--- GIVEN PROBLEM ---
Transcribe the records that follow in their entirety, omitting any pictures.

++++++++

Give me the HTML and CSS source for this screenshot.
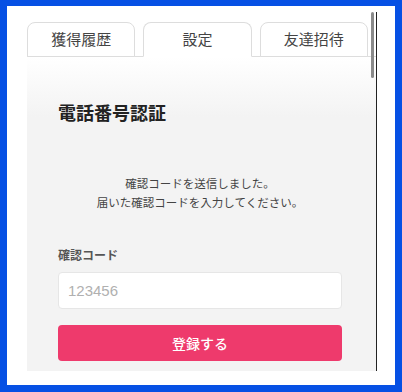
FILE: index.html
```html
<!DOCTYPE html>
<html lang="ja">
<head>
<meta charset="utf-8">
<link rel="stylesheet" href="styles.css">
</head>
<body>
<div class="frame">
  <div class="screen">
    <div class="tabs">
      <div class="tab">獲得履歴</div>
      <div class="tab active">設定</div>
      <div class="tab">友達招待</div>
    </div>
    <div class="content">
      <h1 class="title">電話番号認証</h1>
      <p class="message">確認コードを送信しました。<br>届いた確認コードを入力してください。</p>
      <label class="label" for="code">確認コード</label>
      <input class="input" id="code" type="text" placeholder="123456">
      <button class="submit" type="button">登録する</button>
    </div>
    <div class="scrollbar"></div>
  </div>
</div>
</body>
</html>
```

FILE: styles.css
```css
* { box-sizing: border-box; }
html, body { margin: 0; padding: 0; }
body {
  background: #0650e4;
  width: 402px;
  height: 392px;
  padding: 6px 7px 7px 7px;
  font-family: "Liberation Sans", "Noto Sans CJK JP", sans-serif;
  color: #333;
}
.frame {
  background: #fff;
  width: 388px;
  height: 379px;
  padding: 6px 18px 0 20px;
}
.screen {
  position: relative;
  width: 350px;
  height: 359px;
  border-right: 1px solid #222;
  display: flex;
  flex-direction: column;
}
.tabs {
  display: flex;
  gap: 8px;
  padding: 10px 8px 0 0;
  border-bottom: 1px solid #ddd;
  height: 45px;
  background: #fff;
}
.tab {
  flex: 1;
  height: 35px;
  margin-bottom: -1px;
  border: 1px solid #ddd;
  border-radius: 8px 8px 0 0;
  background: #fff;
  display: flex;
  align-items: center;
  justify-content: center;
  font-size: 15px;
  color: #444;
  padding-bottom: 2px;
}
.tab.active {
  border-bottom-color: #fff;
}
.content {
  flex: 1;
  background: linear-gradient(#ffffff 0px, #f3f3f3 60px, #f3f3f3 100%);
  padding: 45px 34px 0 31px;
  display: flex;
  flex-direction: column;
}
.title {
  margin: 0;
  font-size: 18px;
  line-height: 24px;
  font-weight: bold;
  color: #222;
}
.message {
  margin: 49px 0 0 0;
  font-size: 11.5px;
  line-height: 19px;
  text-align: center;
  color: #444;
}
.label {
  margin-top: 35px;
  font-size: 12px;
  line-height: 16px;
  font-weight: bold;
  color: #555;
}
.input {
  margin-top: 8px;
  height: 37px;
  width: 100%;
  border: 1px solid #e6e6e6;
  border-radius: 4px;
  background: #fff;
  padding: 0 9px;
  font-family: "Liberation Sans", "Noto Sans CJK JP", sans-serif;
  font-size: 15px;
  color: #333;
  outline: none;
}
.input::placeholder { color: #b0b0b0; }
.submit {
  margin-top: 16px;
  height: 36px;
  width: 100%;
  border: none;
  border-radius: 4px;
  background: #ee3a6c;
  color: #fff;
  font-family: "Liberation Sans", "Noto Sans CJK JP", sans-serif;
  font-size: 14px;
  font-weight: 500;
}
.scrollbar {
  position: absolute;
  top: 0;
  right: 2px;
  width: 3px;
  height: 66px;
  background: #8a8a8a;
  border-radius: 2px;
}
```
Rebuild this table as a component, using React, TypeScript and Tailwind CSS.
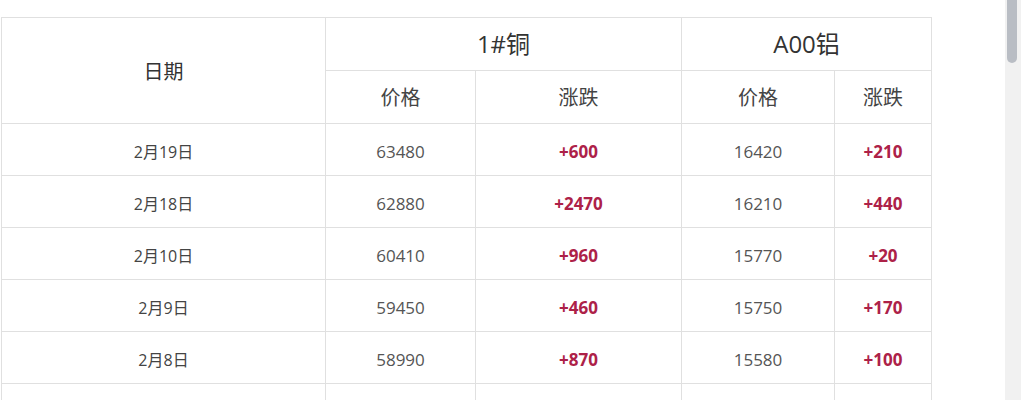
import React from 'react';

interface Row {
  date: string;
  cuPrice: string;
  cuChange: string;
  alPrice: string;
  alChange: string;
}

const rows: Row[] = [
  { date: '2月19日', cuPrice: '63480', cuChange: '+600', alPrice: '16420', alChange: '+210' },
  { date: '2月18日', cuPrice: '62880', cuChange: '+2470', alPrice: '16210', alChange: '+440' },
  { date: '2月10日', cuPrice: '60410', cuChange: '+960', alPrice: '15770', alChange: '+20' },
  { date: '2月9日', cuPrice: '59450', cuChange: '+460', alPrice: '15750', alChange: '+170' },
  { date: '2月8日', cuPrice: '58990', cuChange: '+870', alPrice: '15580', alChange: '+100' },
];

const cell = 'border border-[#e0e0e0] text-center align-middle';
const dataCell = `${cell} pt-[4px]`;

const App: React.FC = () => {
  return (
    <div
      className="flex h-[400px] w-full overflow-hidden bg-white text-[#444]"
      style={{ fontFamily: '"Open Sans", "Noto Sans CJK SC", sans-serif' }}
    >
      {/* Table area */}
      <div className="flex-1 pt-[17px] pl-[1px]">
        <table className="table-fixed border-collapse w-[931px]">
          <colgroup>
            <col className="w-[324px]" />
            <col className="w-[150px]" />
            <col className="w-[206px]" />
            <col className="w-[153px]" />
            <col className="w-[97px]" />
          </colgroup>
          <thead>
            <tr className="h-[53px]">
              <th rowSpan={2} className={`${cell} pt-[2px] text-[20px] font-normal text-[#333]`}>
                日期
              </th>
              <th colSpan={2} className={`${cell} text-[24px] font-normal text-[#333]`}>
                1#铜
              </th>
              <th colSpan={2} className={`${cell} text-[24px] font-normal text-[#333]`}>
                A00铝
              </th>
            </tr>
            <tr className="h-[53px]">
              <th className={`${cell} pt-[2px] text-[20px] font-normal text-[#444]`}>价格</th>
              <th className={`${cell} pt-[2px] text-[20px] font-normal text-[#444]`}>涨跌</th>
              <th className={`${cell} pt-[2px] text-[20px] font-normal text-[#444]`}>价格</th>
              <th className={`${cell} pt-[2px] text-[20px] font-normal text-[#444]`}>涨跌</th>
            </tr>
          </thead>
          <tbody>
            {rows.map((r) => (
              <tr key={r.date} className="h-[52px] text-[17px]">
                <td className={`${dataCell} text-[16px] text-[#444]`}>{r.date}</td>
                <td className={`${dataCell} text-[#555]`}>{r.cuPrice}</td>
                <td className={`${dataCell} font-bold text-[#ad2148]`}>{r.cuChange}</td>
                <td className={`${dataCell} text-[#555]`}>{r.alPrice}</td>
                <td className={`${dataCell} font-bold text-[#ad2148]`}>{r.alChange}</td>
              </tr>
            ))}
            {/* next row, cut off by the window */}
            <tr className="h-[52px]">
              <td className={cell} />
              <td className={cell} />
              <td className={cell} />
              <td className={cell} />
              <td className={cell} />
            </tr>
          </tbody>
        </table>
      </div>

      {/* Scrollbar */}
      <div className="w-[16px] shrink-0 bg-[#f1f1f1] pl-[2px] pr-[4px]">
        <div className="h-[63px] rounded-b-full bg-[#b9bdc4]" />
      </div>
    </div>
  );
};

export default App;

++++++++

--- RESULT OF THIS EXERCISE ---
Give me the HTML and CSS source for this screenshot.
FILE: index.html
```html
<!DOCTYPE html>
<html lang="ja">
<head>
<meta charset="utf-8">
<link rel="stylesheet" href="styles.css">
</head>
<body>
<div class="frame">
  <div class="screen">
    <div class="tabs">
      <div class="tab">獲得履歴</div>
      <div class="tab active">設定</div>
      <div class="tab">友達招待</div>
    </div>
    <div class="content">
      <h1 class="title">電話番号認証</h1>
      <p class="message">確認コードを送信しました。<br>届いた確認コードを入力してください。</p>
      <label class="label" for="code">確認コード</label>
      <input class="input" id="code" type="text" placeholder="123456">
      <button class="submit" type="button">登録する</button>
    </div>
    <div class="scrollbar"></div>
  </div>
</div>
</body>
</html>
```

FILE: styles.css
```css
* { box-sizing: border-box; }
html, body { margin: 0; padding: 0; }
body {
  background: #0650e4;
  width: 402px;
  height: 392px;
  padding: 6px 7px 7px 7px;
  font-family: "Liberation Sans", "Noto Sans CJK JP", sans-serif;
  color: #333;
}
.frame {
  background: #fff;
  width: 388px;
  height: 379px;
  padding: 6px 18px 0 20px;
}
.screen {
  position: relative;
  width: 350px;
  height: 359px;
  border-right: 1px solid #222;
  display: flex;
  flex-direction: column;
}
.tabs {
  display: flex;
  gap: 8px;
  padding: 10px 8px 0 0;
  border-bottom: 1px solid #ddd;
  height: 45px;
  background: #fff;
}
.tab {
  flex: 1;
  height: 35px;
  margin-bottom: -1px;
  border: 1px solid #ddd;
  border-radius: 8px 8px 0 0;
  background: #fff;
  display: flex;
  align-items: center;
  justify-content: center;
  font-size: 15px;
  color: #444;
  padding-bottom: 2px;
}
.tab.active {
  border-bottom-color: #fff;
}
.content {
  flex: 1;
  background: linear-gradient(#ffffff 0px, #f3f3f3 60px, #f3f3f3 100%);
  padding: 45px 34px 0 31px;
  display: flex;
  flex-direction: column;
}
.title {
  margin: 0;
  font-size: 18px;
  line-height: 24px;
  font-weight: bold;
  color: #222;
}
.message {
  margin: 49px 0 0 0;
  font-size: 11.5px;
  line-height: 19px;
  text-align: center;
  color: #444;
}
.label {
  margin-top: 35px;
  font-size: 12px;
  line-height: 16px;
  font-weight: bold;
  color: #555;
}
.input {
  margin-top: 8px;
  height: 37px;
  width: 100%;
  border: 1px solid #e6e6e6;
  border-radius: 4px;
  background: #fff;
  padding: 0 9px;
  font-family: "Liberation Sans", "Noto Sans CJK JP", sans-serif;
  font-size: 15px;
  color: #333;
  outline: none;
}
.input::placeholder { color: #b0b0b0; }
.submit {
  margin-top: 16px;
  height: 36px;
  width: 100%;
  border: none;
  border-radius: 4px;
  background: #ee3a6c;
  color: #fff;
  font-family: "Liberation Sans", "Noto Sans CJK JP", sans-serif;
  font-size: 14px;
  font-weight: 500;
}
.scrollbar {
  position: absolute;
  top: 0;
  right: 2px;
  width: 3px;
  height: 66px;
  background: #8a8a8a;
  border-radius: 2px;
}
```
Rebuild this table as a component, using React, TypeScript and Tailwind CSS.
import React from 'react';

interface Row {
  date: string;
  cuPrice: string;
  cuChange: string;
  alPrice: string;
  alChange: string;
}

const rows: Row[] = [
  { date: '2月19日', cuPrice: '63480', cuChange: '+600', alPrice: '16420', alChange: '+210' },
  { date: '2月18日', cuPrice: '62880', cuChange: '+2470', alPrice: '16210', alChange: '+440' },
  { date: '2月10日', cuPrice: '60410', cuChange: '+960', alPrice: '15770', alChange: '+20' },
  { date: '2月9日', cuPrice: '59450', cuChange: '+460', alPrice: '15750', alChange: '+170' },
  { date: '2月8日', cuPrice: '58990', cuChange: '+870', alPrice: '15580', alChange: '+100' },
];

const cell = 'border border-[#e0e0e0] text-center align-middle';
const dataCell = `${cell} pt-[4px]`;

const App: React.FC = () => {
  return (
    <div
      className="flex h-[400px] w-full overflow-hidden bg-white text-[#444]"
      style={{ fontFamily: '"Open Sans", "Noto Sans CJK SC", sans-serif' }}
    >
      {/* Table area */}
      <div className="flex-1 pt-[17px] pl-[1px]">
        <table className="table-fixed border-collapse w-[931px]">
          <colgroup>
            <col className="w-[324px]" />
            <col className="w-[150px]" />
            <col className="w-[206px]" />
            <col className="w-[153px]" />
            <col className="w-[97px]" />
          </colgroup>
          <thead>
            <tr className="h-[53px]">
              <th rowSpan={2} className={`${cell} pt-[2px] text-[20px] font-normal text-[#333]`}>
                日期
              </th>
              <th colSpan={2} className={`${cell} text-[24px] font-normal text-[#333]`}>
                1#铜
              </th>
              <th colSpan={2} className={`${cell} text-[24px] font-normal text-[#333]`}>
                A00铝
              </th>
            </tr>
            <tr className="h-[53px]">
              <th className={`${cell} pt-[2px] text-[20px] font-normal text-[#444]`}>价格</th>
              <th className={`${cell} pt-[2px] text-[20px] font-normal text-[#444]`}>涨跌</th>
              <th className={`${cell} pt-[2px] text-[20px] font-normal text-[#444]`}>价格</th>
              <th className={`${cell} pt-[2px] text-[20px] font-normal text-[#444]`}>涨跌</th>
            </tr>
          </thead>
          <tbody>
            {rows.map((r) => (
              <tr key={r.date} className="h-[52px] text-[17px]">
                <td className={`${dataCell} text-[16px] text-[#444]`}>{r.date}</td>
                <td className={`${dataCell} text-[#555]`}>{r.cuPrice}</td>
                <td className={`${dataCell} font-bold text-[#ad2148]`}>{r.cuChange}</td>
                <td className={`${dataCell} text-[#555]`}>{r.alPrice}</td>
                <td className={`${dataCell} font-bold text-[#ad2148]`}>{r.alChange}</td>
              </tr>
            ))}
            {/* next row, cut off by the window */}
            <tr className="h-[52px]">
              <td className={cell} />
              <td className={cell} />
              <td className={cell} />
              <td className={cell} />
              <td className={cell} />
            </tr>
          </tbody>
        </table>
      </div>

      {/* Scrollbar */}
      <div className="w-[16px] shrink-0 bg-[#f1f1f1] pl-[2px] pr-[4px]">
        <div className="h-[63px] rounded-b-full bg-[#b9bdc4]" />
      </div>
    </div>
  );
};

export default App;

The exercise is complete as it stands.